Cette qualification juridique simplifie considérablement la tâche du pétitionnaire qui n’a plus à démontrer au cas par cas l’utilité sociale et économique de son projet. Pour le parc éolien en cause, la puissance prévisionnelle de 21,6 mégawatts excède largement le seuil de 9 mégawatts fixé par le pouvoir réglementaire national. La Cour écarte l’exception d’inconstitutionnalité soulevée contre le décret d’application en jugeant que le législateur a valablement pu faciliter la reconnaissance de cet intérêt public. La présomption ainsi établie permet de satisfaire à l’une des conditions cumulatives posées par le code de l’environnement pour déroger à la protection des espèces.

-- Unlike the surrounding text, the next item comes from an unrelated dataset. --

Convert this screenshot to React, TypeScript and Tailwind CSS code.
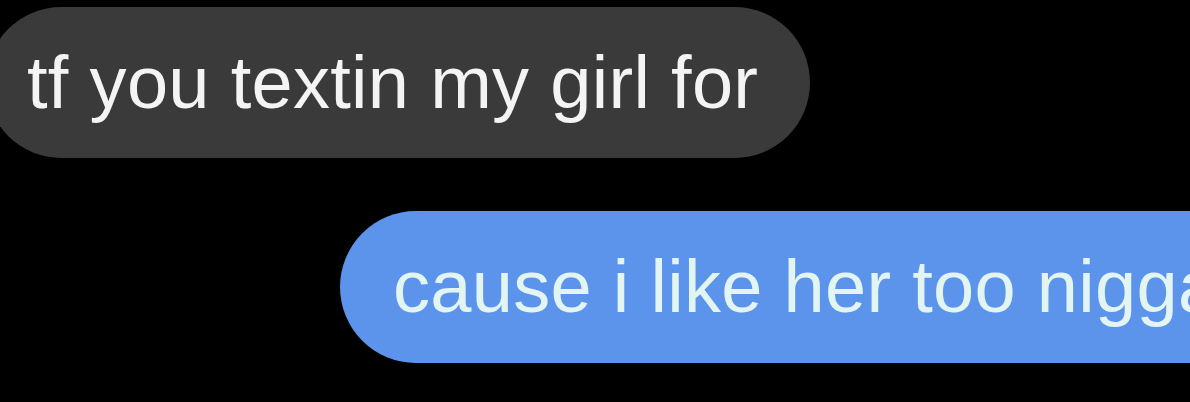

B. La conciliation du développement énergétique avec la préservation du patrimoine local
La reconnaissance d’un intérêt public majeur ne dispense toutefois pas le projet du respect des règles d’urbanisme et de la protection des paysages remarquables. Les requérants invoquaient une méconnaissance du règlement du plan local d’urbanisme qui impose une intégration paysagère soignée pour les constructions d’intérêt collectif liées aux réseaux. La Cour rejette ce moyen en constatant que l’implantation des turbines minimise les covisibilités avec les massifs montagneux classés au titre du patrimoine naturel national.
L’absence de risque avéré d’incendie de forêt et le respect des seuils d’émergence acoustique confirment la légalité de l’autorisation délivrée par l’autorité préfectorale départementale. Le juge du plein contentieux administratif s’assure que les mesures de compensation, comme la création d’îlots de sénescence, équilibrent les atteintes inévitables portées à la biodiversité locale. Cet arrêt de la Cour administrative d’appel de Toulouse du 17 juillet 2025 stabilise ainsi la situation juridique d’un projet industriel contesté depuis plusieurs années. La solution retenue favorise l’atteinte des objectifs de la programmation pluriannuelle de l’énergie tout en maintenant un contrôle effectif sur les garanties environnementales minimales.